Первые дни мы покидали бивак по утрам поздно, не раньше десяти часов. А в два часа уже надо было искать место для ночлега. Чтобы добиться более раннего отправления, мы пробовали сначала вставать в пять часов, потом в четыре. Напрасно. Кондратий раньше восьми не вставал и, поднявшись, аккуратно проделывал церемонию с курением и папиросной бумагой.
* * *
На Селис-озера наш путь пересекали глубокие следы. Мы остановились. Следы были медвежьи. Какая неприятность заставила медведя подняться в эту пору из берлоги? Или это старый ипохондрик, страдающий бессонницей и всю зиму слоняющийся по лесу? Неприятно было бы с ним встретиться с глазу на глаз! Следы шли сначала через озеро, потом вдоль берега. Они были огромны. Как будто здесь прошел человек в больших валенках. Но если всунуть в след пальцы, то можно было нащупать пять ямочек, оставленных когтями. Летом, когда следы на мхе отпечатываются неясно, — это обычный прием охотников: если пальцы нащупывают углубления и удобно размещаются в них — значит прошел медведь.
Без сомнения, наш медведь собирался скоро снова лечь в берлогу. Пройдя по его следу с полкилометра, мы нашли следы «пороя». Медведь разгребал на берегу снег и искал слабительных кореньев, чтобы счистить кишечник. Потом он стал ломиться через самый отчаянный бурелом и валежник. Этим он хотел запутать свои следы.
Мы лазила за дровами, по грудь в снегу…
Идя дальше, мы наверное видели бы, какими хитроумным и петлями шел медведь по лесу, как, не боясь холода, он сделал несколько сот шагов по течению порожистого ручейка, а потом, придя к берлоге, ободрал кору молодых деревьев себе на подстилку. Если медведь заснул крепко, наверное его берлогу можно найти по следам белки или лесной мыши, которые бесстрашно спускаются в логово и, пользуясь глубоким сном медведя, во многих местах выщипывают его шерсть. Из нее выходят такие мягкие теплые гнезда!
Интересный след попался нам на другом озере. Сначала мы ничего не могли в нем понять. Кондратий тем временем уехал вперед, и спросить его не удалось, но все-таки догадались: это хитрая лиса прошла по следам зайца.

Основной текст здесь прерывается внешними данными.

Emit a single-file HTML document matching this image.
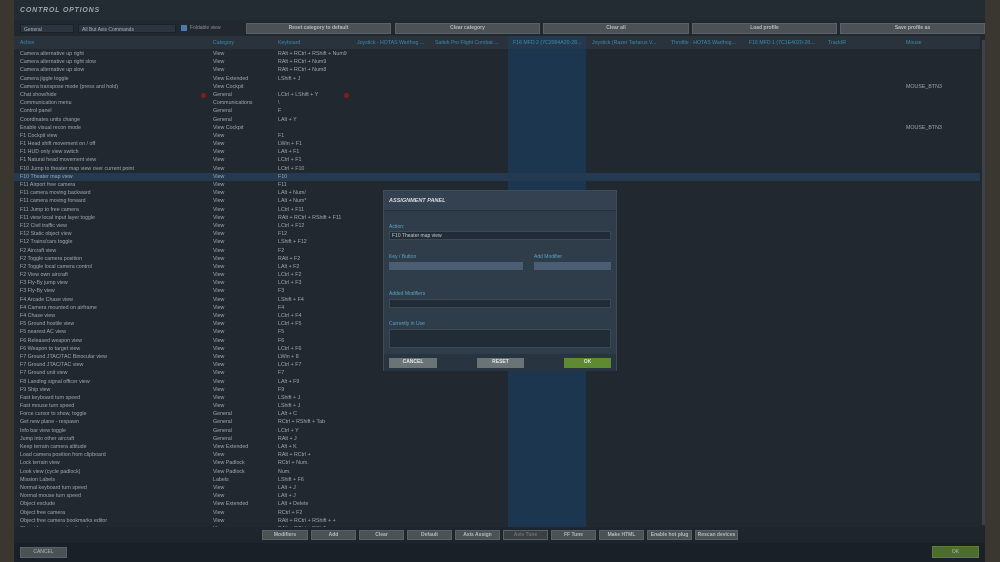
<!DOCTYPE html>
<html><head><meta charset="utf-8"><style>
*{margin:0;padding:0;box-sizing:border-box}
body{width:1000px;height:562px;overflow:hidden;background:#3a3630;font-family:"Liberation Sans",sans-serif;position:relative}
.abs{position:absolute}
#panel{left:14px;top:0;width:971px;height:562px;background:#21282f}
#title{left:14px;top:0;width:971px;height:20px;background:#232b33;color:#9ba6b0;font-size:7px;font-weight:bold;font-style:italic;letter-spacing:.8px;padding:7px 0 0 6px}
.dd{background:#2b3540;color:#aab2ba;font-size:5px;padding:2px 3px;height:9px;border:1px solid #1a2128}
.btn{background:#4b5256;color:#b4b9bc;font-size:5px;font-weight:bold;text-align:center;border:1px solid #5a6266}
#hdr{left:14px;top:36px;width:966px;height:13px;background:#2a333c}
.h{position:absolute;top:4px;font-size:5.2px;color:#3a8ab0}
#rows{left:14px;top:50px;width:966px;height:477px;overflow:hidden}
.r{height:8.2px;line-height:8.2px;font-size:5.3px;color:#a0a8b0;position:relative;white-space:nowrap}
.r span{position:absolute}
.r .a{left:6px}.r .c{left:199px}.r .k{left:264px}.r .m{left:892px}
.sel{background:#243a50}
#modal{left:383px;top:190px;width:234px;height:181px;background:#2f3c4a;border:1px solid #3d4b59}
.lbl{color:#5aa3c4;font-size:5px}
.fld{background:#222c36;border:1px solid #3b4856}
.mb{font-size:5px;font-weight:bold;color:#e0e4e6;text-align:center;line-height:9px;height:10px}
</style></head><body>
<div id="panel" class="abs"></div>
<div id="title" class="abs">CONTROL OPTIONS</div>
<div class="abs dd" style="left:20px;top:24px;width:54px">General</div>
<div class="abs dd" style="left:78px;top:24px;width:98px">All But Axis Commands</div>
<div class="abs" style="left:181px;top:25px;width:6px;height:6px;background:#4d7aa8"></div>
<div class="abs" style="left:190px;top:25px;font-size:5px;color:#8a949c">Foldable view</div>
<div class="abs btn" style="left:246px;top:23px;width:145px;height:11px;line-height:9px">Reset category to default</div>
<div class="abs btn" style="left:395px;top:23px;width:145px;height:11px;line-height:9px">Clear category</div>
<div class="abs btn" style="left:543px;top:23px;width:146px;height:11px;line-height:9px">Clear all</div>
<div class="abs btn" style="left:692px;top:23px;width:145px;height:11px;line-height:9px">Load profile</div>
<div class="abs btn" style="left:840px;top:23px;width:145px;height:11px;line-height:9px">Save profile as</div>
<div class="abs" style="left:508px;top:36px;width:78px;height:491px;background:#1d3650"></div>
<div id="hdr" class="abs"></div>
<div class="abs" style="left:508px;top:36px;width:78px;height:13px;background:#24394e"></div>
<div class="abs" style="left:14px;top:36px;width:966px;height:13px">
<span class="h" style="left:6px">Action</span><span class="h" style="left:199px">Category</span><span class="h" style="left:264px">Keyboard</span><span class="h" style="left:343px">Joystick - HOTAS Warthog ...</span><span class="h" style="left:421px">Saitek Pro Flight Combat ...</span><span class="h" style="left:499px">F16 MFD 2 (7C2084A20-28...</span><span class="h" style="left:578px">Joystick (Razer Tartarus V...</span><span class="h" style="left:657px">Throttle - HOTAS Warthog...</span><span class="h" style="left:735px">F16 MFD 1 (7C1E4020-28...</span><span class="h" style="left:814px">TrackIR</span><span class="h" style="left:892px">Mouse</span>
</div>
<div id="rows" class="abs">
<div class="r"><span class="a">Camera alternative up right</span><span class="c">View</span><span class="k">RAlt + RCtrl + RShift + Num9</span></div>
<div class="r"><span class="a">Camera alternative up right slow</span><span class="c">View</span><span class="k">RAlt + RCtrl + Num9</span></div>
<div class="r"><span class="a">Camera alternative up slow</span><span class="c">View</span><span class="k">RAlt + RCtrl + Num8</span></div>
<div class="r"><span class="a">Camera jiggle toggle</span><span class="c">View Extended</span><span class="k">LShift + J</span></div>
<div class="r"><span class="a">Camera transpose mode (press and hold)</span><span class="c">View Cockpit</span><span class="m">MOUSE_BTN3</span></div>
<div class="r"><span class="a">Chat show/hide</span><span class="c">General</span><span class="k">LCtrl + LShift + Y</span><span style="left:187px;top:2px;width:5px;height:5px;border-radius:50%;background:#8a1a1a"></span><span style="left:330px;top:2px;width:5px;height:5px;border-radius:50%;background:#8a1a1a"></span></div>
<div class="r"><span class="a">Communication menu</span><span class="c">Communications</span><span class="k">\</span></div>
<div class="r"><span class="a">Control panel</span><span class="c">General</span><span class="k">F</span></div>
<div class="r"><span class="a">Coordinates units change</span><span class="c">General</span><span class="k">LAlt + Y</span></div>
<div class="r"><span class="a">Enable visual recon mode</span><span class="c">View Cockpit</span><span class="m">MOUSE_BTN3</span></div>
<div class="r"><span class="a">F1 Cockpit view</span><span class="c">View</span><span class="k">F1</span></div>
<div class="r"><span class="a">F1 Head shift movement on / off</span><span class="c">View</span><span class="k">LWin + F1</span></div>
<div class="r"><span class="a">F1 HUD only view switch</span><span class="c">View</span><span class="k">LAlt + F1</span></div>
<div class="r"><span class="a">F1 Natural head movement view</span><span class="c">View</span><span class="k">LCtrl + F1</span></div>
<div class="r"><span class="a">F10 Jump to theater map view over current point</span><span class="c">View</span><span class="k">LCtrl + F10</span></div>
<div class="r sel"><span class="a">F10 Theater map view</span><span class="c">View</span><span class="k">F10</span></div>
<div class="r"><span class="a">F11 Airport free camera</span><span class="c">View</span><span class="k">F11</span></div>
<div class="r"><span class="a">F11 camera moving backward</span><span class="c">View</span><span class="k">LAlt + Num/</span></div>
<div class="r"><span class="a">F11 camera moving forward</span><span class="c">View</span><span class="k">LAlt + Num*</span></div>
<div class="r"><span class="a">F11 Jump to free camera</span><span class="c">View</span><span class="k">LCtrl + F11</span></div>
<div class="r"><span class="a">F11 view local input layer toggle</span><span class="c">View</span><span class="k">RAlt + RCtrl + RShift + F11</span></div>
<div class="r"><span class="a">F12 Civil traffic view</span><span class="c">View</span><span class="k">LCtrl + F12</span></div>
<div class="r"><span class="a">F12 Static object view</span><span class="c">View</span><span class="k">F12</span></div>
<div class="r"><span class="a">F12 Trains/cars toggle</span><span class="c">View</span><span class="k">LShift + F12</span></div>
<div class="r"><span class="a">F2 Aircraft view</span><span class="c">View</span><span class="k">F2</span></div>
<div class="r"><span class="a">F2 Toggle camera position</span><span class="c">View</span><span class="k">RAlt + F2</span></div>
<div class="r"><span class="a">F2 Toggle local camera control</span><span class="c">View</span><span class="k">LAlt + F2</span></div>
<div class="r"><span class="a">F2 View own aircraft</span><span class="c">View</span><span class="k">LCtrl + F2</span></div>
<div class="r"><span class="a">F3 Fly-By jump view</span><span class="c">View</span><span class="k">LCtrl + F3</span></div>
<div class="r"><span class="a">F3 Fly-By view</span><span class="c">View</span><span class="k">F3</span></div>
<div class="r"><span class="a">F4 Arcade Chase view</span><span class="c">View</span><span class="k">LShift + F4</span></div>
<div class="r"><span class="a">F4 Camera mounted on airframe</span><span class="c">View</span><span class="k">F4</span></div>
<div class="r"><span class="a">F4 Chase view</span><span class="c">View</span><span class="k">LCtrl + F4</span></div>
<div class="r"><span class="a">F5 Ground hostile view</span><span class="c">View</span><span class="k">LCtrl + F5</span></div>
<div class="r"><span class="a">F5 nearest AC view</span><span class="c">View</span><span class="k">F5</span></div>
<div class="r"><span class="a">F6 Released weapon view</span><span class="c">View</span><span class="k">F6</span></div>
<div class="r"><span class="a">F6 Weapon to target view</span><span class="c">View</span><span class="k">LCtrl + F6</span></div>
<div class="r"><span class="a">F7 Ground JTAC/TAC Binocular view</span><span class="c">View</span><span class="k">LWin + 8</span></div>
<div class="r"><span class="a">F7 Ground JTAC/TAC view</span><span class="c">View</span><span class="k">LCtrl + F7</span></div>
<div class="r"><span class="a">F7 Ground unit view</span><span class="c">View</span><span class="k">F7</span></div>
<div class="r"><span class="a">F8 Landing signal officer view</span><span class="c">View</span><span class="k">LAlt + F9</span></div>
<div class="r"><span class="a">F9 Ship view</span><span class="c">View</span><span class="k">F9</span></div>
<div class="r"><span class="a">Fast keyboard turn speed</span><span class="c">View</span><span class="k">LShift + J</span></div>
<div class="r"><span class="a">Fast mouse turn speed</span><span class="c">View</span><span class="k">LShift + J</span></div>
<div class="r"><span class="a">Force cursor to show, toggle</span><span class="c">General</span><span class="k">LAlt + C</span></div>
<div class="r"><span class="a">Get new plane - respawn</span><span class="c">General</span><span class="k">RCtrl + RShift + Tab</span></div>
<div class="r"><span class="a">Info bar view toggle</span><span class="c">General</span><span class="k">LCtrl + Y</span></div>
<div class="r"><span class="a">Jump into other aircraft</span><span class="c">General</span><span class="k">RAlt + J</span></div>
<div class="r"><span class="a">Keep terrain camera altitude</span><span class="c">View Extended</span><span class="k">LAlt + K</span></div>
<div class="r"><span class="a">Load camera position from clipboard</span><span class="c">View</span><span class="k">RAlt + RCtrl +</span></div>
<div class="r"><span class="a">Lock terrain view</span><span class="c">View Padlock</span><span class="k">RCtrl + Num.</span></div>
<div class="r"><span class="a">Look view (cycle padlock)</span><span class="c">View Padlock</span><span class="k">Num.</span></div>
<div class="r"><span class="a">Mission Labels</span><span class="c">Labels</span><span class="k">LShift + F6</span></div>
<div class="r"><span class="a">Normal keyboard turn speed</span><span class="c">View</span><span class="k">LAlt + J</span></div>
<div class="r"><span class="a">Normal mouse turn speed</span><span class="c">View</span><span class="k">LAlt + J</span></div>
<div class="r"><span class="a">Object exclude</span><span class="c">View Extended</span><span class="k">LAlt + Delete</span></div>
<div class="r"><span class="a">Object free camera</span><span class="c">View</span><span class="k">RCtrl + F2</span></div>
<div class="r"><span class="a">Object free camera bookmarks editor</span><span class="c">View</span><span class="k">RAlt + RCtrl + RShift + +</span></div>
<div class="r"><span class="a">Object free camera bookmarks</span><span class="c">View</span><span class="k">RAlt + RCtrl + RShift</span></div>
</div>
<div class="abs" style="left:982px;top:40px;width:3px;height:485px;background:#3a4148"></div>
<div class="abs" style="left:14px;top:527px;width:971px;height:16px;background:#1e252c"></div>
<div class="abs btn" style="left:262px;top:530px;width:46px;height:10px;line-height:8px">Modifiers</div>
<div class="abs btn" style="left:311px;top:530px;width:45px;height:10px;line-height:8px">Add</div>
<div class="abs btn" style="left:359px;top:530px;width:45px;height:10px;line-height:8px">Clear</div>
<div class="abs btn" style="left:407px;top:530px;width:45px;height:10px;line-height:8px">Default</div>
<div class="abs btn" style="left:455px;top:530px;width:45px;height:10px;line-height:8px">Axis Assign</div>
<div class="abs btn" style="left:503px;top:530px;width:45px;height:10px;line-height:8px;background:#3a4044;color:#6c7276">Axis Tune</div>
<div class="abs btn" style="left:551px;top:530px;width:45px;height:10px;line-height:8px">FF Tune</div>
<div class="abs btn" style="left:599px;top:530px;width:45px;height:10px;line-height:8px">Make HTML</div>
<div class="abs btn" style="left:647px;top:530px;width:45px;height:10px;line-height:8px">Enable hot plug</div>
<div class="abs btn" style="left:695px;top:530px;width:43px;height:10px;line-height:8px">Rescan devices</div>
<div class="abs" style="left:14px;top:543px;width:971px;height:19px;background:#1a2027"></div>
<div class="abs btn" style="left:20px;top:547px;width:47px;height:11px;line-height:9px;font-weight:normal">CANCEL</div>
<div class="abs btn" style="left:932px;top:546px;width:47px;height:12px;line-height:10px;background:#4d6d2f;border-color:#5d7e3a;font-weight:normal">OK</div>

<div id="modal" class="abs">
<div class="abs" style="left:0;top:0;width:232px;height:20px;background:#334150;border-bottom:1px solid #26313c;color:#d6dbe0;font-size:5.5px;font-weight:bold;font-style:italic;padding:7px 0 0 5px">ASSIGNMENT PANEL</div>
<div class="abs lbl" style="left:5px;top:33px">Action:</div>
<div class="abs fld" style="left:5px;top:40px;width:222px;height:9px;color:#c5cbd0;font-size:5px;padding:1px 2px">F10 Theater map view</div>
<div class="abs lbl" style="left:5px;top:63px">Key / Button</div>
<div class="abs" style="left:5px;top:71px;width:134px;height:8px;background:#4a5d73"></div>
<div class="abs lbl" style="left:150px;top:63px">Add Modifier</div>
<div class="abs" style="left:150px;top:71px;width:77px;height:8px;background:#4a5d73"></div>
<div class="abs lbl" style="left:5px;top:100px">Added Modifiers</div>
<div class="abs fld" style="left:5px;top:108px;width:222px;height:9px"></div>
<div class="abs lbl" style="left:5px;top:130px">Currently in Use</div>
<div class="abs fld" style="left:5px;top:138px;width:222px;height:19px"></div>
<div class="abs" style="left:0;top:163px;width:232px;height:17px;background:#283440"></div>
<div class="abs mb" style="left:5px;top:167px;width:48px;background:#6a7476">CANCEL</div>
<div class="abs mb" style="left:93px;top:167px;width:47px;background:#6a7476">RESET</div>
<div class="abs mb" style="left:180px;top:167px;width:47px;background:#5e8a32">OK</div>
</div>
</body></html>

Она так аккуратно ставила лапы в ямочки, оставленные проскакавшим русаком, что сильно затруднила бы каждого преследователя.
В лесу ей оказалось не по пути с косым, и она проложила свою собственную тропу. Но все же она боялась преследования и часто крутила, сдваивая и страивая следы. На полянке она разрыла мышиную норку. Маленький грызун выскочил из-под самого носа рыжего хищника и бросится улепетывать. Если бы он успел спрятаться в куче валежника, то был бы спасен. Но крошечные следы испуганной мыши прерывались в нескольких метрах от убежища. Тремя огромными прыжками лисица нагнала свою добычу. Мышь кинулась в сторону и как раз угодила на завтрак лисе.